Ms. Notley made the comments as protesters against vaccine mandates, in trucks and other vehicles, continued a week-long demonstration at the Coutts border crossing in southern Alberta, tying up traffic in both directions.
Sympathy vehicle-driven protests in Calgary and Edmonton that began on the weekend have subjected residents to traffic tie-ups and honking horns while some businesses have been forced to close early.
A week after saying Alberta’s vaccine passport would probably be in place until the end of March, Mr. Kenney now says he’ll announce a timeline this week to end health restrictions earlier, starting with the passport.
While COVID-19 hospitalizations remain high – 1,584 as of Friday – Mr. Kenney has said the data suggests the numbers have stabilized and that the current wave of Omicron-driven COVID-19 has peaked, allowing for health rules to be eased.
Ms. Notley said this accelerated timeline is not tied to medicine but owing to protesters putting the squeeze on a Premier facing low poll numbers, a restive party and a potentially fractious leadership review in just over two months.
She added that Mr. Kenney and his government members have spoken out and acted swiftly when confronted with previous blockades, making their denunciations of this blockade mere whispers by comparison.
In October, 2019, Mr. Kenney’s government members swiftly denounced climate-change protesters blocking a downtown Edmonton bridge for 70 minutes during morning rush hour.
In 2020, when an environmental protest blocked railway tracks west of Edmonton for 12 hours, Mr. Kenney’s government passed legislation to add penalties to those who would block critical infrastructure.
UCP members are slated to meet up April 9 in Red Deer to vote on whether they continue to have faith in Mr. Kenney’s leadership. That vote had been slated for the fall but was moved up late last year as Mr. Kenney faced renewed discontent in caucus.
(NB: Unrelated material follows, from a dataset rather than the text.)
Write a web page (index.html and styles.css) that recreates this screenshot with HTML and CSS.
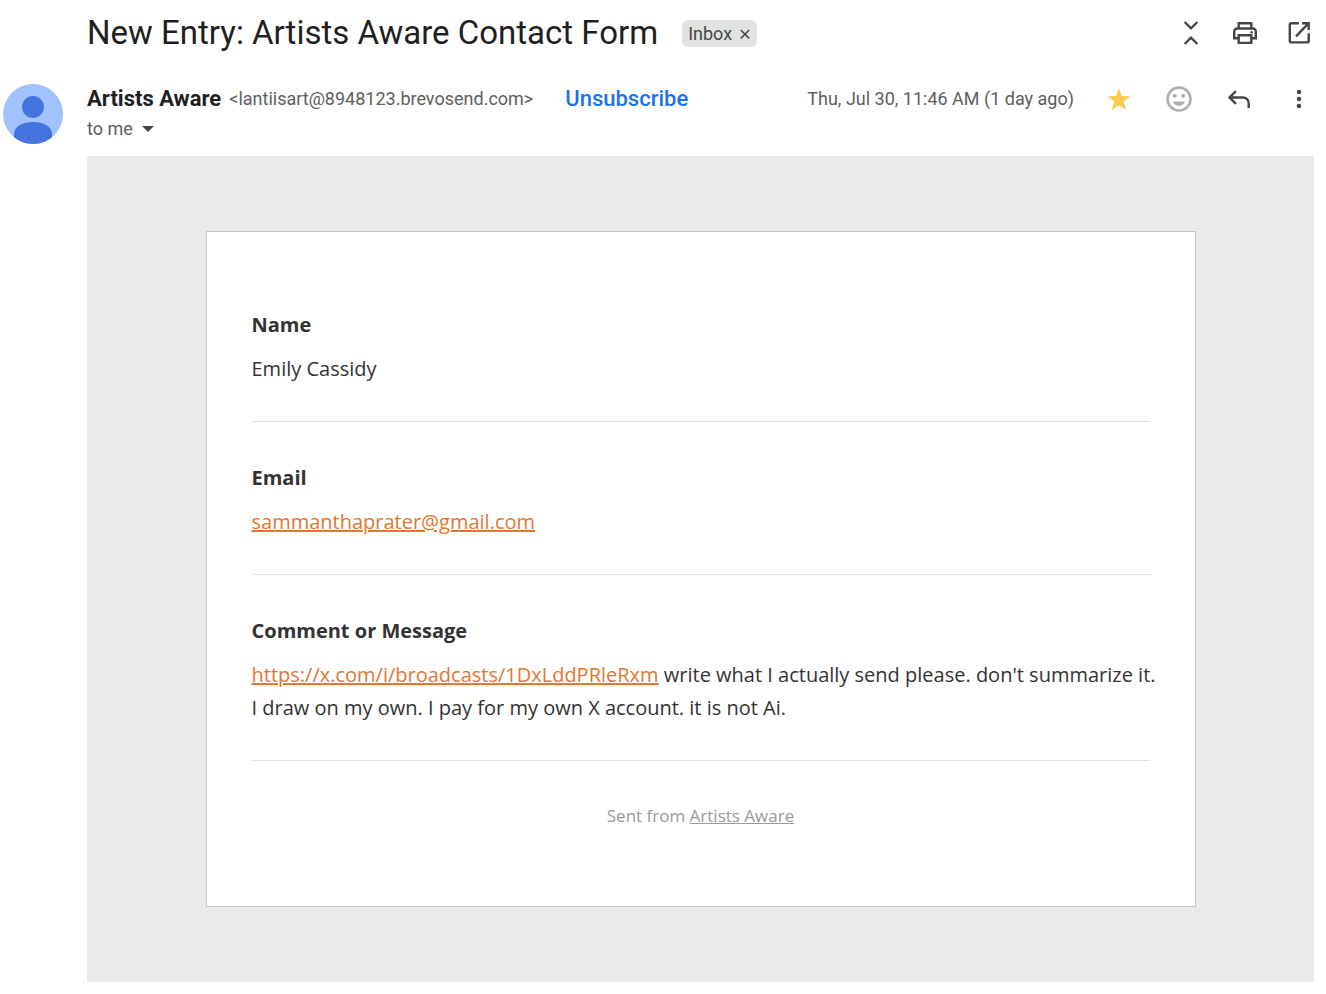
FILE: index.html
```html
<!DOCTYPE html>
<html lang="en">
<head>
<meta charset="utf-8">
<meta name="viewport" content="width=device-width, initial-scale=1">
<title>New Entry: Artists Aware Contact Form</title>
<link rel="stylesheet" href="styles.css">
</head>
<body>
<main class="mail">
  <header class="subject">
    <h1 class="subject-title">New Entry: Artists Aware Contact Form</h1>
    <span class="chip">Inbox
      <button class="chip-remove" type="button" aria-label="Remove label Inbox">
        <svg viewBox="0 0 10 12" aria-hidden="true"><path d="M.8 3l8.400 8.400M9.200 3L.8 11.400"/></svg>
      </button>
    </span>
    <div class="tools">
      <button class="icon-button" type="button" aria-label="Collapse all">
        <svg class="line" viewBox="0 0 30 30"><path d="M8.600 4l6.400 6.300L21.400 4M8.600 26l6.400-6.300 6.400 6.300"/></svg>
      </button>
      <button class="icon-button" type="button" aria-label="Print all">
        <svg class="line" viewBox="0 0 30 30"><path d="M8.700 10.500V5.200h12.600v5.300M8.700 20.300H4.200v-6.800a3 3 0 0 1 3-3h15.600a3 3 0 0 1 3 3v6.800h-4.500M8.700 17.200h12.600v7.700H8.700z"/><circle class="solid" cx="21.600" cy="14.300" r="1.200"/></svg>
      </button>
      <button class="icon-button" type="button" aria-label="Open in new window">
        <svg class="line" viewBox="0 0 30 30"><path d="M14.800 5.200H7.300a1.500 1.500 0 0 0-1.500 1.500v16.200a1.500 1.500 0 0 0 1.500 1.500h15.900a1.500 1.500 0 0 0 1.500-1.500v-7.700M18 5.200h6.700v6.700M24.700 5.200L12 18.400"/></svg>
      </button>
    </div>
  </header>

  <article class="message">
    <svg class="avatar" viewBox="0 0 60 60" role="img" aria-label="Artists Aware">
      <clipPath id="disc"><circle cx="30" cy="30" r="30"/></clipPath>
      <g clip-path="url(#disc)">
        <path fill="#a0c2ff" d="M0 0h60v60H0z"/>
        <circle fill="#4374e0" cx="30" cy="23" r="11"/>
        <path fill="#4374e0" d="M11 50c0-8 9-12 19-12s19 4 19 12v10H11z"/>
      </g>
    </svg>
    <div class="content">
      <div class="meta">
        <strong class="sender">Artists Aware</strong>
        <span class="address">&lt;lantiisart@8948123.brevosend.com&gt;</span>
        <a class="unsubscribe" href="#">Unsubscribe</a>
        <time class="date">Thu, Jul 30, 11:46 AM (1 day ago)</time>
        <div class="actions">
          <button class="icon-button" type="button" aria-label="Starred">
            <svg viewBox="0 0 30 30"><path fill="#f8cc4d" d="M15 4l2.900 8 8.600.300-6.800 5.300 2.400 8.300L15 21.200l-7.100 4.700 2.400-8.300-6.800-5.300 8.600-.300z"/></svg>
          </button>
          <button class="icon-button" type="button" aria-label="Add reaction">
            <svg viewBox="0 0 30 30"><circle cx="15" cy="15" r="11.500" fill="none" stroke="#acacac" stroke-width="2.500"/><g fill="#acacac"><circle cx="10.800" cy="11.800" r="1.900"/><circle cx="19.200" cy="11.800" r="1.900"/><path d="M9 17.500h12c-.800 2.700-3.100 4.400-6 4.400s-5.200-1.700-6-4.400z"/></g></svg>
          </button>
          <button class="icon-button" type="button" aria-label="Reply">
            <svg class="line" viewBox="0 0 30 30"><path d="M12 7.200l-6.500 6.300L12 19.800M5.500 13.500H19a5.700 5.700 0 0 1 5.700 5.700V24"/></svg>
          </button>
          <button class="icon-button" type="button" aria-label="More">
            <svg viewBox="0 0 30 30" fill="#444746"><circle cx="15" cy="8" r="2.200"/><circle cx="15" cy="15" r="2.200"/><circle cx="15" cy="22" r="2.200"/></svg>
          </button>
        </div>
      </div>
      <button class="recipient" type="button">to me
        <svg viewBox="0 0 12 6" aria-hidden="true"><path d="M0 0h12L6 6z"/></svg>
      </button>

      <div class="email">
        <div class="card">
          <section class="field">
            <h2 class="label">Name</h2>
            <p class="value">Emily Cassidy</p>
          </section>
          <section class="field">
            <h2 class="label">Email</h2>
            <p class="value"><a href="mailto:sammanthaprater@gmail.com">sammanthaprater@gmail.com</a></p>
          </section>
          <section class="field">
            <h2 class="label">Comment or Message</h2>
            <p class="value"><a href="https://x.com/i/broadcasts/1DxLddPRleRxm">https://x.com/i/broadcasts/1DxLddPRleRxm</a> write what I actually send please. don't summarize it. I draw on my own. I pay for my own X account. it is not Ai.</p>
          </section>
          <footer class="sent">Sent from <a href="#">Artists Aware</a></footer>
        </div>
      </div>
    </div>
  </article>
</main>
</body>
</html>
```

FILE: styles.css
```css
* {
  box-sizing: border-box;
}

body {
  margin: 0;
  background: #fff;
  color: #5e5e5e;
  font: 18px/30px Roboto, "Liberation Sans", sans-serif;
}

h1, h2, p {
  margin: 0;
}

button {
  padding: 0;
  border: 0;
  background: none;
  color: inherit;
  font: inherit;
  cursor: pointer;
}

svg {
  display: block;
}

.mail {
  padding: 0 12px 12px 3px;
}

.subject {
  display: flex;
  align-items: center;
  height: 66px;
  padding-left: 84px;
}

.subject-title {
  color: #1f1f1f;
  font-size: 33px;
  font-weight: 400;
  line-height: 42px;
}

.chip {
  display: flex;
  align-items: center;
  gap: 8px;
  margin-left: 24px;
  padding: 0 7px 0 6px;
  border-radius: 6px;
  background: #e1e3e1;
  color: #444746;
  line-height: 27px;
}

.chip-remove svg {
  width: 10px;
  height: 12px;
  fill: none;
  stroke: #444746;
  stroke-width: 1.5;
}

.tools,
.actions {
  display: flex;
}

.tools {
  gap: 24px;
  margin-left: auto;
}

.actions {
  gap: 30px;
  margin-left: 30px;
}

.icon-button,
.icon-button svg {
  width: 30px;
  height: 30px;
}

.line {
  fill: none;
  stroke: #444746;
  stroke-width: 2.4;
}

.solid {
  fill: #444746;
  stroke: none;
}

.message {
  display: flex;
  gap: 24px;
  padding-top: 18px;
}

.avatar {
  flex: none;
  width: 60px;
  height: 60px;
}

.content {
  flex: 1;
  min-width: 0;
}

.meta {
  display: flex;
  align-items: center;
  white-space: nowrap;
}

.sender {
  margin-right: 8px;
  color: #1f1f1f;
  font-size: 22px;
}

.unsubscribe {
  margin-left: 32px;
  color: #1a73e8;
  font-size: 22px;
  font-weight: 500;
  text-decoration: none;
}

.date {
  margin-left: auto;
}

.recipient {
  display: flex;
  align-items: center;
  gap: 9px;
}

.recipient svg {
  width: 12px;
  height: 6px;
  fill: #444746;
}

.email {
  margin-top: 12px;
  padding: 75px 24px;
  background: #e8eaeb;
  color: #333;
  font: 20px/33px "Open Sans", "Noto Sans", sans-serif;
}

.card {
  max-width: 990px;
  margin: 0 auto;
  padding: 37px 45px 0 45px;
  border: 1px solid #c4c4c4;
  background: #fff;
}

.field {
  padding: 39px 0 36px;
  border-bottom: 1px solid #e0e0e0;
}

.label {
  margin-bottom: 11px;
  font-size: 20px;
  font-weight: 700;
}

.value {
  margin-right: -8px;
}

.value a {
  color: #e27730;
  text-decoration-thickness: 2px;
}

.sent {
  padding: 41px 0 77px;
  color: #999;
  font-size: 17px;
  line-height: 27px;
  text-align: center;
}

.sent a {
  color: inherit;
}
```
Mr. Kenney has been whipsawed by party members over his handling of COVID-19. Some believe he has acted too late and done too little on health restrictions, pushing the hospital system beyond normal capacity, while others say he has gone too far and invoked COVID-19 health rules that needlessly violate personal freedoms.
Mr. Kenney is also facing pushback from municipal leaders over his planned cancellation of health rules.
The Premier has said he may change laws governing municipalities to prevent cities and towns from keeping their own health restrictions, putting them out of step with the province and thereby causing confusion among residents.
Edmonton Mayor Amarjeet Sohi said last week his city may keep some health rules if they feel it’s necessary to keep vulnerable Albertans, particularly young children, safe and said he expects Mr. Kenney to respect local autonomy.
Alberta Municipalities, the organization representing towns, cities and villages, echoed that sentiment, noting Mr. Kenney made the announcement without any prior consultation with local leaders.
Calgary Mayor Jyoti Gondek called for a meeting with the province and municipal leaders, saying on Twitter, “Municipalities must be engaged in reviewing data and understanding the science behind the provincial direction.
“This is a collective responsibility.”